一口に渓流釣りといっても、厳密にはそのフィールドから源流・渓流・本流と釣り方や道具などが異なってきます。Vol.12「山梨県笛吹川&早川釣行記」、Vol.13「長野県千曲川釣行記」では本流をフィールドとした本流釣りの釣行記をお届けしました。渓流釣りの中でも本流と呼ばれる流域での釣り、その魅力やノウハウについてご紹介します。

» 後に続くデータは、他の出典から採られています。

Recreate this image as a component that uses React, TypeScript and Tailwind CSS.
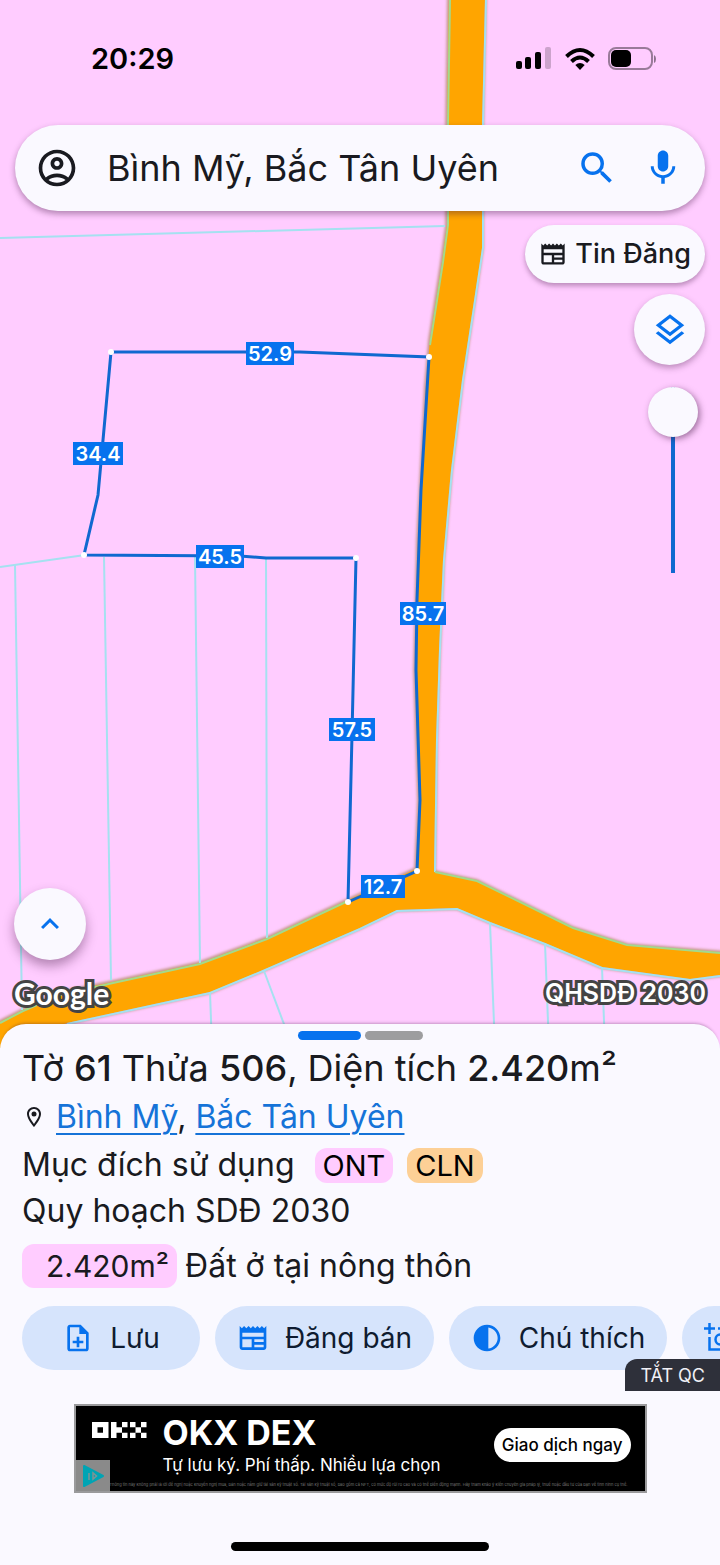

一般的に支流を集めて流れる、川幅が10m以上あるような河川の流域を本流と呼んでいます。そこには居着きの魚と遡上系の魚が混在しています。本流域は渓流域に比べて水温が高く、エサとなる水生昆虫もたくさん生息していることから、居着きの魚は歳月を増すごとに成長し、大きいものでは40cmほどになります。また、遡上系の魚は海や湖などで成長するためサイズも大きく50cmを超える大型もいます。こちらはある時期になると川へと遡上してきます。遡上系の魚は河川に入ると捕食しないといわれ、その個体数の少なさと釣りの難しさが魅力となっています。

どこで竿を出し、不意に訪れる大物のアタリにいかに対応できるか? ターゲットが大きくなるほど、タックルもパワーが必要になり、いざ掛かると水深・流速を味方にした引きは想像以上で、パワフルなやりとりは脳裏に刻まれます。苦労して釣り上げた一尾を手にした時の感動は身震いするほどです。

本流釣りを楽しめるシーズン

解禁当初の3月頃は本流の居着きヤマメの場合、普段から冷水に馴染んでいる渓流魚とは異なり、魚の活性が上がりません。とくに早春の水温5℃以下では動きも鈍く、そういった本流の居着きヤマメを狙うなら水温は9℃以上欲しいところです。少し遅めの春、河原に白い花弁のアカシヤが咲くころから水温も上昇して釣れ始めます。大型は水位変動が大きい梅雨時期が活性も高く狙い目です。真夏になると水温は20℃を超えることが多くなり、活性も衰えます。日中は厳しく「朝晩がチャンス」といわれる時期です。渓流域に比べてシルバーに輝く魚体と、山間部に近いところではパーマークのはっきりした魚体もいます。

●盛期のヤマメ

遡上系の魚にはサクラマスやサツキマスなどがいます。海からのサクラマスは3月の桜が開花する時期と、場所によっては秋に遡上する個体もあります。サツキマスはサツキの花が開花する頃に海から遡上してきます。また、湖などのランドロックと呼ばれる陸封型サクラマス、サツキマスは秋に川へと遡上します。どちらも遡上すると捕食しないことが多く、釣るのは難しいといわれています。河原を吹き抜ける風が爽やかに感じ始める初秋、メスはお腹に卵を持ってうっすらと婚姻色を纏い、オスは鼻が曲がって凛々しい容姿に変わり始めます。この頃になるとペアを組んでいる姿を目にすることもあり、紅葉が進むに従って、静かにシーズンは幕を閉じ、9月下旬頃、魚を保護する意味合いで河川は禁漁となります。